In this respect, Parliament is being called upon to enact a law whose original process violates another law, the TNF Act.

“Parliament is hereby called upon to refuse to pass this bill and refer it back to the TNF for negotiations that take into consideration the constitution and international best practices. The Amendment has a lot of omissions,” said ZCTU.

Specifically, the ZCTU said section 16A (3) prescribes criminal penalties of a fine not exceeding level 10 or imprisonment to three years or both such fine and such imprisonment to individual member of the governing body of any trade union or representative body of members of the Health Service which incites or organises any job collective action contrary to the procedures laid down.

“This section does not comply with the best  international  labour principles binding on Zimbabwe through its ratification of  ILO convention on Freedom of Association and Protection of the Right to Organise, 1948 (No. 87) and collective Bargaining, 1949, (No. 98)  ratified by Zimbabwe on 9April 2003 and 27 August 1998 respectively,” the ZCTU said.

The federation argued that subjecting workers to imprisonment will result in the contravention of ILO Convention on the Abolition of Forced Labour, 1957 (No.105) to which Zimbabwe was censored during the 2021 International labour Conference.

Article 1 of the convention does not allow the use of imprisonment as a means for labour discipline or as a punishment for having participated in a strike.

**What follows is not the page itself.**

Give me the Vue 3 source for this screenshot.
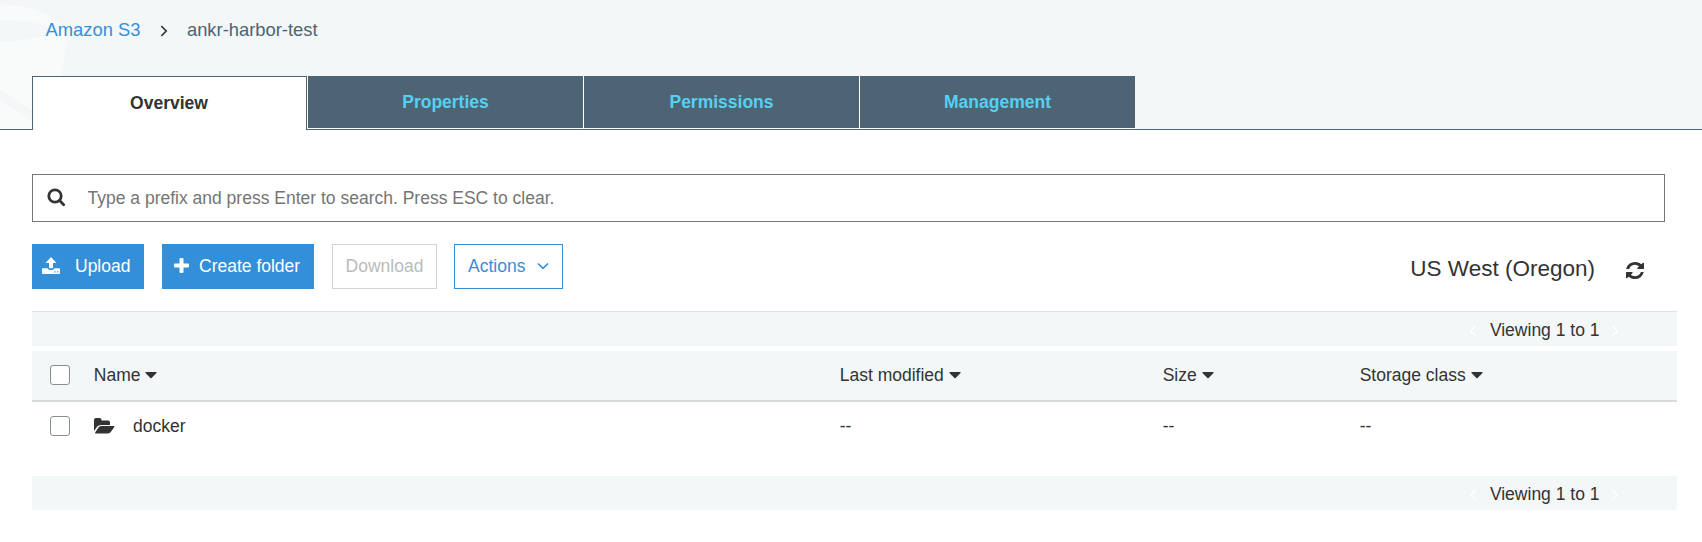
<script setup>
const tabs = ['Overview', 'Properties', 'Permissions', 'Management']
const columns = [
  { key: 'name', label: 'Name' },
  { key: 'modified', label: 'Last modified' },
  { key: 'size', label: 'Size' },
  { key: 'storage', label: 'Storage class' },
]
const rows = [{ name: 'docker', modified: '--', size: '--', storage: '--' }]
</script>

<template>
  <div class="page">
    <header class="header">
      <svg class="bucket" width="70" height="129" viewBox="0 0 70 129">
        <path class="bucket-body" d="M0 4.5C34 5 60 17 66 33Q67 37 66.500 42L54 129H0Z" />
        <path class="bucket-cut" d="M0 19.500C26 20 45 24 57 30.500C44 37 25 41 0 41.500Z" />
        <path class="bucket-cut" d="M0 90L40 115V126L0 99Z" />
      </svg>
      <nav class="crumbs">
        <a class="crumb-link">Amazon S3</a>
        <svg class="crumb-arrow" width="8" height="12" viewBox="0 0 8 12"><path d="M1.300 1L6.200 6L1.300 11" /></svg>
        <span>ankr-harbor-test</span>
      </nav>
      <div class="tabs">
        <div v-for="(tab, i) in tabs" :key="tab" class="tab" :class="{ active: i === 0 }">{{ tab }}</div>
      </div>
    </header>

    <main class="content">
      <div class="search">
        <svg width="19" height="19" viewBox="0 0 19 19"><circle cx="8" cy="8" r="6.200" /><path d="M12.600 12.600L16.700 16.700" /></svg>
        <input type="text" placeholder="Type a prefix and press Enter to search. Press ESC to clear." />
      </div>

      <div class="toolbar">
        <button class="btn primary upload">
          <svg width="18" height="17" viewBox="0 0 18 17">
            <path d="M9 0L14.500 6H11V10.500Q11 11.300 10.200 11.300H7.800Q7 11.300 7 10.500V6H3.500Z" />
            <path fill-rule="evenodd" d="M1 11.300H5.600Q6.300 13 8 13H10Q11.700 13 12.400 11.300H17Q18 11.300 18 12.300V16Q18 17 17 17H1Q0 17 0 16V12.300Q0 11.300 1 11.300ZM12.200 14.300V15.500H13.500V14.300ZM15 14.300V15.500H16.300V14.300Z" />
          </svg>
          <span>Upload</span>
        </button>
        <button class="btn primary create">
          <svg width="15" height="15" viewBox="0 0 15 15"><path d="M5.500 1Q5.500 0 6.500 0H8.500Q9.500 0 9.500 1V5.500H14Q15 5.500 15 6.500V8.500Q15 9.500 14 9.500H9.500V14Q9.500 15 8.500 15H6.500Q5.500 15 5.500 14V9.500H1Q0 9.500 0 8.500V6.500Q0 5.500 1 5.500H5.500Z" /></svg>
          <span>Create folder</span>
        </button>
        <button class="btn disabled" disabled>Download</button>
        <button class="btn outline">
          <span>Actions</span>
          <svg width="12" height="8" viewBox="0 0 12 8"><path d="M1 1.500L6 6.300L11 1.500" /></svg>
        </button>
        <div class="region">
          <span>US West (Oregon)</span>
          <svg width="18" height="17" viewBox="0 128 1536 1536" preserveAspectRatio="none"><path d="M1511 1056q0 5-1 7-64 268-268 434.500t-478 166.500q-146 0-282.500-55t-243.500-157l-129 129q-19 19-45 19t-45-19-19-45v-448q0-26 19-45t45-19h448q26 0 45 19t19 45-19 45l-137 137q71 66 161 102t187 36q134 0 250-65t186-179q11-17 53-117 8-23 30-23h192q13 0 22.500 9.500t9.500 22.500zm25-800v448q0 26-19 45t-45 19h-448q-26 0-45-19t-19-45 19-45l138-138q-148-137-349-137-134 0-250 65t-186 179q-11 17-53 117-8 23-30 23h-199q-13 0-22.500-9.500t-9.500-22.500v-7q65-268 270-434.500t480-166.500q146 0 284 55.500t245 156.500l130-129q19-19 45-19t45 19 19 45z" /></svg>
        </div>
      </div>

      <div class="pager top">
        <svg width="8" height="12" viewBox="0 0 8 12"><path d="M6.700 1L1.800 6L6.700 11" /></svg>
        <span>Viewing 1 to 1</span>
        <svg width="8" height="12" viewBox="0 0 8 12"><path d="M1.300 1L6.200 6L1.300 11" /></svg>
      </div>

      <div class="grid head">
        <span class="check"></span>
        <div v-for="col in columns" :key="col.key" class="cell">
          <span>{{ col.label }}</span>
          <svg class="caret" width="12" height="7" viewBox="0 0 12 7"><path d="M.8 0H11.200Q12 .3 11.500 1L6.600 6Q6 6.500 5.400 6L.5 1Q0 .3 .8 0Z" /></svg>
        </div>
      </div>
      <div v-for="row in rows" :key="row.name" class="grid row">
        <span class="check"></span>
        <div v-for="col in columns" :key="col.key" class="cell">
          <svg v-if="col.key === 'name'" class="folder" width="21" height="16" viewBox="0 0 21 16">
            <path d="M0 13V2Q0 0 2 0H5.500Q7.500 0 7.500 2V2.500H14Q16 2.500 16 4.500V7H7Q4.500 7 3 8.800Z" />
            <path d="M7 8H19.500Q21 8 20.200 9.300L16.700 14Q15.300 15.500 13.500 15.500H2Q.4 15.500 1.300 14.200L4.500 9.500Q5.500 8 7 8Z" />
          </svg>
          <span>{{ row[col.key] }}</span>
        </div>
      </div>

      <div class="pager bottom">
        <svg width="8" height="12" viewBox="0 0 8 12"><path d="M6.700 1L1.800 6L6.700 11" /></svg>
        <span>Viewing 1 to 1</span>
        <svg width="8" height="12" viewBox="0 0 8 12"><path d="M1.300 1L6.200 6L1.300 11" /></svg>
      </div>
    </main>
  </div>
</template>

<style>
body { margin: 0; background: #fff; }
</style>

<style scoped>
.page { height: 542px; overflow: hidden; background: #fff; color: #333; font: 17.5px "Liberation Sans", Arial, sans-serif; }
.page * { box-sizing: border-box; }
svg { display: block; flex: none; fill: currentColor; }
.header { position: relative; height: 130px; background: #f3f7f8; border-bottom: 1px solid #4d6475; }
.bucket { position: absolute; left: 0; top: 0; }
.bucket-body { fill: #f9fbfb; }
.bucket-cut { fill: #f3f7f8; }
.crumbs { position: relative; display: flex; align-items: center; height: 60px; padding-left: 45.500px; font-size: 18.375px; color: #4d6475; }
.crumb-link { color: #348fd9; }
.crumb-arrow { margin: 1px 19px 0 19.500px; fill: none; stroke: #333; stroke-width: 1.7; }
.tabs { position: relative; display: flex; margin: 16px 0 0 32px; gap: 1px; }
.tab { display: flex; align-items: center; justify-content: center; width: 275px; height: 52px; background: #4d6475; color: #56d0f2; font-weight: bold; box-shadow: 0 1px #fff, -1px 0 #fff; }
.tab.active { height: 54px; padding-right: 1px; background: #fff; color: #333; border: 1px solid #4d6475; border-bottom: 0; box-shadow: none; }
.content { padding: 44px 25px 0 32px; }
.search { display: flex; align-items: center; height: 48px; margin-right: 12px; border: 1px solid #767676; padding-left: 13.500px; }
.search svg { margin-bottom: 1px; fill: none; stroke: #333; stroke-width: 2.8; stroke-linecap: round; }
.search input { flex: 1; height: 44px; border: 0; outline: 0; padding: 0; margin-left: 22px; font: inherit; background: none; }
.search input::placeholder { color: #757575; }
.toolbar { display: flex; height: 89px; padding-top: 22px; }
.btn { display: flex; align-items: center; height: 45px; margin: 0; padding: 0 0 1px; border: 0; font: inherit; white-space: nowrap; }
.primary { background: #348fd9; color: #fff; }
.primary svg { margin-bottom: 2px; }
.upload { width: 112px; padding-left: 10px; margin-right: 18px; gap: 15px; }
.create { width: 152px; padding-left: 12px; margin-right: 18px; gap: 10px; }
.disabled { width: 105px; justify-content: center; margin-right: 17px; border: 1px solid #d0d4d4; background: #fff; color: #bbb; }
.outline { width: 109px; padding-left: 13px; gap: 12px; border: 1px solid #348fd9; background: #fff; color: #348fd9; }
.outline svg { fill: none; stroke: #348fd9; stroke-width: 1.7; }
.region { display: flex; align-items: center; height: 50px; margin: 0 33px 0 auto; gap: 31px; font-size: 22.5px; }
.region svg { margin-top: 2px; }
.pager { display: flex; align-items: center; justify-content: flex-end; height: 34px; padding: 2px 58px 0 0; background: #f3f7f8; }
.pager svg { margin-top: 2px; fill: none; stroke: #fff; stroke-width: 1.6; }
.pager span { margin: 0 11.500px 0 12.500px; }
.pager.top { height: 35px; border-top: 1px solid #dfe2e2; margin-bottom: 5px; }
.grid { display: grid; grid-template-columns: 43.800px 745.900px 323px 197px 1fr; align-items: center; padding-left: 18px; }
.head { height: 51px; padding-bottom: 1px; background: #f3f7f8; border-bottom: 2px solid #d8dbdc; }
.row { height: 48px; margin-bottom: 26px; }
.check { width: 20px; height: 20px; border: 1px solid #879091; border-radius: 3px; background: #fff; }
.cell { display: flex; align-items: center; }
.caret { margin-left: 5px; }
.folder { margin: 0 18px 0 .2px; }
</style>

Said ZCTU,: “Responsibility for declaring a strike illegal should not lie with the government, but with an independent body which has the confidence of the parties involved. To declare a strike or work stoppage illegal, the judicial authority is best placed to act as an independent authority,”

The workers’ organ argued that no one should be penalised for carrying out or attempting to carry out a legitimate strike, especially peaceful strikes as such legislative provisions which impose sanctions in relation to the threat of strike are contrary to freedom of expression and principles of freedom of association.

“When trade unionists or union leaders are dismissed for having exercised the right to strike, the Committee can only conclude that they have been punished for their trade union activities and have been discriminated against. Penal sanctions should only be imposed as regards strikes where there are violations of strike prohibitions which are themselves in conformity with the principles of freedom of association. All penalties in respect of illegitimate actions linked to strikes should be proportionate to the offence or fault committed and the authorities should not have recourse to measures of imprisonment for the mere fact of organising or participating in a peaceful strike,” said ZCTU.